Available data
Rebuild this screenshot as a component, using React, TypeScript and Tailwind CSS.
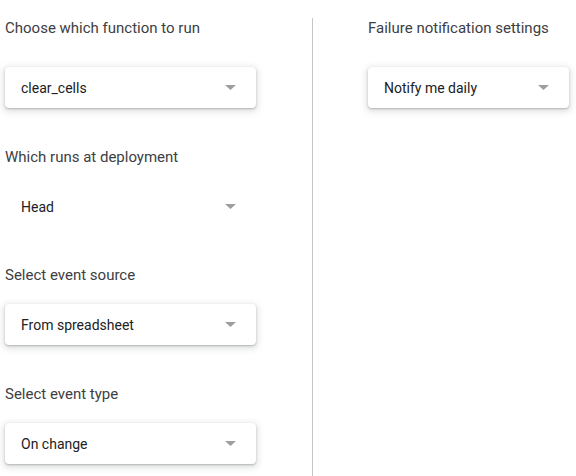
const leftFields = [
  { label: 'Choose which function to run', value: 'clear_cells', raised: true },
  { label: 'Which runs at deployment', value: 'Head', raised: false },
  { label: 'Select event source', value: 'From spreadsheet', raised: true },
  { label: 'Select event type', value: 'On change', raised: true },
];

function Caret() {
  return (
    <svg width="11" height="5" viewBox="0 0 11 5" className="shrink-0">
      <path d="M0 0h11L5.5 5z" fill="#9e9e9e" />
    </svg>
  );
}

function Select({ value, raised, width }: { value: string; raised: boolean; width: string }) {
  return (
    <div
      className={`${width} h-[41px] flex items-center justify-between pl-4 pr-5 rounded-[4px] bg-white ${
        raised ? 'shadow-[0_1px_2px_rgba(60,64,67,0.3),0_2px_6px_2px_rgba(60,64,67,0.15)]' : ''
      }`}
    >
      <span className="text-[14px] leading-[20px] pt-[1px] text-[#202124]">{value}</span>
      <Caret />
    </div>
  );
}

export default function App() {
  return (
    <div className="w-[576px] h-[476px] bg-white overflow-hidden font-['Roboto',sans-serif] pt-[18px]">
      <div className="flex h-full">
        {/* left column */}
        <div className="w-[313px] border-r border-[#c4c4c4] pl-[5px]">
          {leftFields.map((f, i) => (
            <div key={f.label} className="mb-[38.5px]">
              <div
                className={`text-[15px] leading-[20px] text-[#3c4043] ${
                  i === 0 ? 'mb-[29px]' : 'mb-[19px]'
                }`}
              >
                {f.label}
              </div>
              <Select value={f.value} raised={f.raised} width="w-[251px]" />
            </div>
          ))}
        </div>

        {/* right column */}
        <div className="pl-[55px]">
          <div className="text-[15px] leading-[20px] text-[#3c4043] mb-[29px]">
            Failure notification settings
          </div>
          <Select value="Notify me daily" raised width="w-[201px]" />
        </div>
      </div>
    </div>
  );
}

Your task
Leaving out the pictures, repeat the data above exactly.

Task solution
Rebuild this screenshot as a component, using React, TypeScript and Tailwind CSS.
const leftFields = [
  { label: 'Choose which function to run', value: 'clear_cells', raised: true },
  { label: 'Which runs at deployment', value: 'Head', raised: false },
  { label: 'Select event source', value: 'From spreadsheet', raised: true },
  { label: 'Select event type', value: 'On change', raised: true },
];

function Caret() {
  return (
    <svg width="11" height="5" viewBox="0 0 11 5" className="shrink-0">
      <path d="M0 0h11L5.5 5z" fill="#9e9e9e" />
    </svg>
  );
}

function Select({ value, raised, width }: { value: string; raised: boolean; width: string }) {
  return (
    <div
      className={`${width} h-[41px] flex items-center justify-between pl-4 pr-5 rounded-[4px] bg-white ${
        raised ? 'shadow-[0_1px_2px_rgba(60,64,67,0.3),0_2px_6px_2px_rgba(60,64,67,0.15)]' : ''
      }`}
    >
      <span className="text-[14px] leading-[20px] pt-[1px] text-[#202124]">{value}</span>
      <Caret />
    </div>
  );
}

export default function App() {
  return (
    <div className="w-[576px] h-[476px] bg-white overflow-hidden font-['Roboto',sans-serif] pt-[18px]">
      <div className="flex h-full">
        {/* left column */}
        <div className="w-[313px] border-r border-[#c4c4c4] pl-[5px]">
          {leftFields.map((f, i) => (
            <div key={f.label} className="mb-[38.5px]">
              <div
                className={`text-[15px] leading-[20px] text-[#3c4043] ${
                  i === 0 ? 'mb-[29px]' : 'mb-[19px]'
                }`}
              >
                {f.label}
              </div>
              <Select value={f.value} raised={f.raised} width="w-[251px]" />
            </div>
          ))}
        </div>

        {/* right column */}
        <div className="pl-[55px]">
          <div className="text-[15px] leading-[20px] text-[#3c4043] mb-[29px]">
            Failure notification settings
          </div>
          <Select value="Notify me daily" raised width="w-[201px]" />
        </div>
      </div>
    </div>
  );
}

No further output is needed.